--- Begin Dataset excerpt ---
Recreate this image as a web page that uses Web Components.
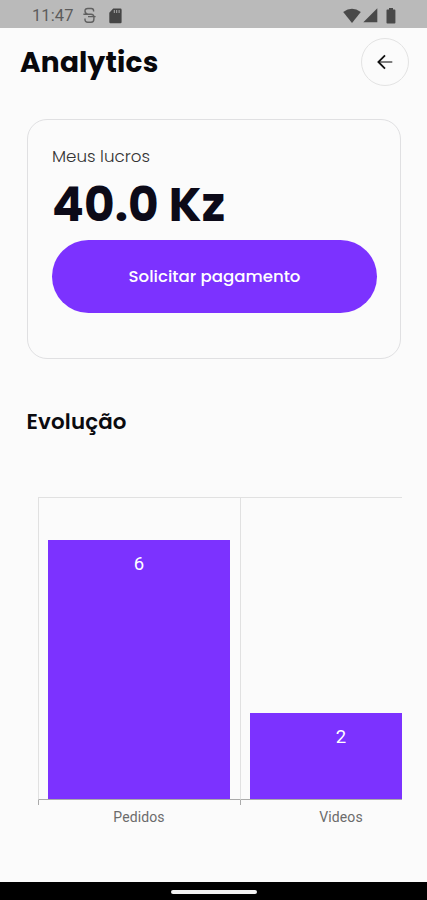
<!DOCTYPE html>
<html lang="pt">
<head>
<meta charset="utf-8">
<title>Analytics</title>
<style>
html,body{margin:0;padding:0;background:#fbfbfb}
</style>
</head>
<body>
<analytics-app></analytics-app>
<script>
function define(name, html) {
  customElements.define(name, class extends HTMLElement {
    constructor() {
      super();
      const t = document.createElement('template');
      t.innerHTML = html;
      this.attachShadow({mode: 'open'}).append(t.content.cloneNode(true));
    }
  });
}

define('status-bar', `
<style>
:host{display:flex;align-items:center;justify-content:space-between;box-sizing:border-box;height:28px;background:#bababa;color:#5c5c5c;padding:3px 31.5px 0 32px;font:400 16.5px/24px Roboto,sans-serif}
.left,.right{display:flex;align-items:center}
.time{width:51px;letter-spacing:.1px;white-space:nowrap}
svg{display:block}
</style>
<div class="left">
  <span class="time">11:47</span>
  <svg width="13" height="17" viewBox="0 0 13 17" fill="none" stroke="#606060" stroke-width="1.4"><path d="M10.6 4.6V3.8Q10.6 1.5 8.3 1.5H4.7Q2 1.5 2 4T4.7 7.2H8Q10.9 7.2 10.9 10V12Q10.9 15.2 8 15.2H4.7Q2 15.2 2 12.6V11.4M.4 7.2H5M5 9.6H12.6"/></svg>
  <svg style="margin-left:13px" width="13" height="16" viewBox="0 0 13 16"><path fill="#454545" d="M4.2.6H11.5Q12.6.6 12.6 1.7V14Q12.6 15.2 11.5 15.2H1.3Q.3 15.2.3 14V4.7Z"/><path stroke="#aaa" stroke-width="1" d="M5.3 2V5M7.7 2V5M10.1 2V5"/></svg>
</div>
<div class="right">
  <svg width="18" height="16" viewBox="0 0 18 16"><path fill="#494949" d="M.2 4Q9-2.6 17.8 4L9 15Z"/></svg>
  <svg style="margin-left:2px" width="15" height="15" viewBox="0 0 15 15"><path fill="#494949" d="M14.3.3V14.3H.3Z"/></svg>
  <svg style="margin-left:8px" width="10" height="16" viewBox="0 0 10 16"><path fill="#494949" d="M3 0H7V1.6H8.6Q9.4 1.6 9.4 2.4V14.7Q9.4 15.5 8.6 15.5H1.3Q.5 15.5.5 14.7V2.4Q.5 1.6 1.3 1.6H3Z"/></svg>
</div>`);

define('round-back', `
<style>
:host{display:flex;box-sizing:border-box;width:48px;height:48px;border:1px solid #e3e3e3;border-radius:50%;align-items:center;justify-content:center}
</style>
<svg width="18" height="18" viewBox="0 0 18 18" fill="none"><path d="M3 9H16.3" stroke="#555" stroke-width="1.5"/><path d="M9 2.4L2.4 9L9 15.6" stroke="#111" stroke-width="1.8"/></svg>`);

define('page-header', `
<style>
:host{display:flex;justify-content:space-between;height:48px;padding:10px 18px 0 20px}
h1{margin:0;font:700 28px/49px Poppins,Inter,sans-serif;letter-spacing:.2px;color:#08080c}
</style>
<h1><slot></slot></h1><round-back></round-back>`);

define('action-button', `
<style>
:host{display:flex;height:73px;border-radius:37px;background:#7c32ff;color:#fff;align-items:center;justify-content:center;font:500 16.6px/24px Poppins,Inter,sans-serif}
</style><span><slot></slot></span>`);

define('earnings-card', `
<style>
:host{display:block;box-sizing:border-box;width:374px;height:240px;margin:33px 0 0 27px;border:1px solid #e0e0e2;border-radius:20px;padding:24px 23px 0 24px}
.label{font:300 16.7px/24px Poppins,Inter,sans-serif;color:#333;height:24px}
.value{font:700 47px/74px Poppins,Inter,sans-serif;letter-spacing:.1px;color:#0c0a18;height:72px;white-space:nowrap}
</style>
<div class="label"><slot name="label"></slot></div>
<div class="value"><slot name="value"></slot></div>
<slot></slot>`);

define('section-title', `
<style>
:host{display:block;margin:46px 0 0 26.5px;font:600 21.4px/34px Poppins,Inter,sans-serif;letter-spacing:.15px;color:#0b0b0f}
</style><slot></slot>`);

define('chart-column', `
<style>
:host{display:grid;grid-template-rows:303px 5px 26px;box-sizing:border-box;width:202px}
.plot{box-sizing:border-box;border-left:1px solid #e1e1e1;border-top:1px solid #e1e1e1;border-bottom:1px solid #aaa;display:flex;align-items:flex-end;padding:0 10px 0 9px}
.bar{width:100%;height:var(--h);background:#7c32ff;color:#fff;text-align:center;font:400 18.5px/21px Roboto,sans-serif;padding-top:14px;box-sizing:border-box}
.tick{border-left:1px solid #aaa}
.name{font:400 14px/18px Roboto,sans-serif;color:#6b6b6b;text-align:center;padding-top:3px;letter-spacing:.1px}
</style>
<div class="plot"><div class="bar"><slot name="value"></slot></div></div>
<div class="tick"></div>
<div class="name"><slot></slot></div>`);

define('bar-chart', `
<style>:host{display:flex;width:364px;overflow:hidden;margin:58px 0 0 38px}::slotted(*){flex:none}</style><slot></slot>`);

define('nav-bar', `
<style>:host{display:flex;justify-content:center;box-sizing:border-box;height:18px;margin-top:auto;background:#000;padding-top:8px}
i{width:86px;height:4px;border-radius:2px;background:#f3f3f3}</style><i></i>`);

define('analytics-app', `
<style>
:host{display:flex;flex-direction:column;width:427px;height:900px;overflow:hidden;background:#fbfbfb}
</style>
<status-bar></status-bar>
<page-header>Analytics</page-header>
<earnings-card><span slot="label">Meus lucros</span><span slot="value">40.0 Kz</span>
<action-button>Solicitar pagamento</action-button></earnings-card>
<section-title>Evolução</section-title>
<bar-chart>
<chart-column style="--h:259px"><span slot="value">6</span>Pedidos</chart-column>
<chart-column style="--h:86px"><span slot="value">2</span>Videos</chart-column>
</bar-chart>
<nav-bar></nav-bar>`);
</script>
</body>
</html>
--- End Dataset excerpt ---
**Goal:** Extract the full listing exactly, with the pictures left out.

**Response below:**
Recreate this image as a web page that uses Web Components.
<!DOCTYPE html>
<html lang="pt">
<head>
<meta charset="utf-8">
<title>Analytics</title>
<style>
html,body{margin:0;padding:0;background:#fbfbfb}
</style>
</head>
<body>
<analytics-app></analytics-app>
<script>
function define(name, html) {
  customElements.define(name, class extends HTMLElement {
    constructor() {
      super();
      const t = document.createElement('template');
      t.innerHTML = html;
      this.attachShadow({mode: 'open'}).append(t.content.cloneNode(true));
    }
  });
}

define('status-bar', `
<style>
:host{display:flex;align-items:center;justify-content:space-between;box-sizing:border-box;height:28px;background:#bababa;color:#5c5c5c;padding:3px 31.5px 0 32px;font:400 16.5px/24px Roboto,sans-serif}
.left,.right{display:flex;align-items:center}
.time{width:51px;letter-spacing:.1px;white-space:nowrap}
svg{display:block}
</style>
<div class="left">
  <span class="time">11:47</span>
  <svg width="13" height="17" viewBox="0 0 13 17" fill="none" stroke="#606060" stroke-width="1.4"><path d="M10.6 4.6V3.8Q10.6 1.5 8.3 1.5H4.7Q2 1.5 2 4T4.7 7.2H8Q10.9 7.2 10.9 10V12Q10.9 15.2 8 15.2H4.7Q2 15.2 2 12.6V11.4M.4 7.2H5M5 9.6H12.6"/></svg>
  <svg style="margin-left:13px" width="13" height="16" viewBox="0 0 13 16"><path fill="#454545" d="M4.2.6H11.5Q12.6.6 12.6 1.7V14Q12.6 15.2 11.5 15.2H1.3Q.3 15.2.3 14V4.7Z"/><path stroke="#aaa" stroke-width="1" d="M5.3 2V5M7.7 2V5M10.1 2V5"/></svg>
</div>
<div class="right">
  <svg width="18" height="16" viewBox="0 0 18 16"><path fill="#494949" d="M.2 4Q9-2.6 17.8 4L9 15Z"/></svg>
  <svg style="margin-left:2px" width="15" height="15" viewBox="0 0 15 15"><path fill="#494949" d="M14.3.3V14.3H.3Z"/></svg>
  <svg style="margin-left:8px" width="10" height="16" viewBox="0 0 10 16"><path fill="#494949" d="M3 0H7V1.6H8.6Q9.4 1.6 9.4 2.4V14.7Q9.4 15.5 8.6 15.5H1.3Q.5 15.5.5 14.7V2.4Q.5 1.6 1.3 1.6H3Z"/></svg>
</div>`);

define('round-back', `
<style>
:host{display:flex;box-sizing:border-box;width:48px;height:48px;border:1px solid #e3e3e3;border-radius:50%;align-items:center;justify-content:center}
</style>
<svg width="18" height="18" viewBox="0 0 18 18" fill="none"><path d="M3 9H16.3" stroke="#555" stroke-width="1.5"/><path d="M9 2.4L2.4 9L9 15.6" stroke="#111" stroke-width="1.8"/></svg>`);

define('page-header', `
<style>
:host{display:flex;justify-content:space-between;height:48px;padding:10px 18px 0 20px}
h1{margin:0;font:700 28px/49px Poppins,Inter,sans-serif;letter-spacing:.2px;color:#08080c}
</style>
<h1><slot></slot></h1><round-back></round-back>`);

define('action-button', `
<style>
:host{display:flex;height:73px;border-radius:37px;background:#7c32ff;color:#fff;align-items:center;justify-content:center;font:500 16.6px/24px Poppins,Inter,sans-serif}
</style><span><slot></slot></span>`);

define('earnings-card', `
<style>
:host{display:block;box-sizing:border-box;width:374px;height:240px;margin:33px 0 0 27px;border:1px solid #e0e0e2;border-radius:20px;padding:24px 23px 0 24px}
.label{font:300 16.7px/24px Poppins,Inter,sans-serif;color:#333;height:24px}
.value{font:700 47px/74px Poppins,Inter,sans-serif;letter-spacing:.1px;color:#0c0a18;height:72px;white-space:nowrap}
</style>
<div class="label"><slot name="label"></slot></div>
<div class="value"><slot name="value"></slot></div>
<slot></slot>`);

define('section-title', `
<style>
:host{display:block;margin:46px 0 0 26.5px;font:600 21.4px/34px Poppins,Inter,sans-serif;letter-spacing:.15px;color:#0b0b0f}
</style><slot></slot>`);

define('chart-column', `
<style>
:host{display:grid;grid-template-rows:303px 5px 26px;box-sizing:border-box;width:202px}
.plot{box-sizing:border-box;border-left:1px solid #e1e1e1;border-top:1px solid #e1e1e1;border-bottom:1px solid #aaa;display:flex;align-items:flex-end;padding:0 10px 0 9px}
.bar{width:100%;height:var(--h);background:#7c32ff;color:#fff;text-align:center;font:400 18.5px/21px Roboto,sans-serif;padding-top:14px;box-sizing:border-box}
.tick{border-left:1px solid #aaa}
.name{font:400 14px/18px Roboto,sans-serif;color:#6b6b6b;text-align:center;padding-top:3px;letter-spacing:.1px}
</style>
<div class="plot"><div class="bar"><slot name="value"></slot></div></div>
<div class="tick"></div>
<div class="name"><slot></slot></div>`);

define('bar-chart', `
<style>:host{display:flex;width:364px;overflow:hidden;margin:58px 0 0 38px}::slotted(*){flex:none}</style><slot></slot>`);

define('nav-bar', `
<style>:host{display:flex;justify-content:center;box-sizing:border-box;height:18px;margin-top:auto;background:#000;padding-top:8px}
i{width:86px;height:4px;border-radius:2px;background:#f3f3f3}</style><i></i>`);

define('analytics-app', `
<style>
:host{display:flex;flex-direction:column;width:427px;height:900px;overflow:hidden;background:#fbfbfb}
</style>
<status-bar></status-bar>
<page-header>Analytics</page-header>
<earnings-card><span slot="label">Meus lucros</span><span slot="value">40.0 Kz</span>
<action-button>Solicitar pagamento</action-button></earnings-card>
<section-title>Evolução</section-title>
<bar-chart>
<chart-column style="--h:259px"><span slot="value">6</span>Pedidos</chart-column>
<chart-column style="--h:86px"><span slot="value">2</span>Videos</chart-column>
</bar-chart>
<nav-bar></nav-bar>`);
</script>
</body>
</html>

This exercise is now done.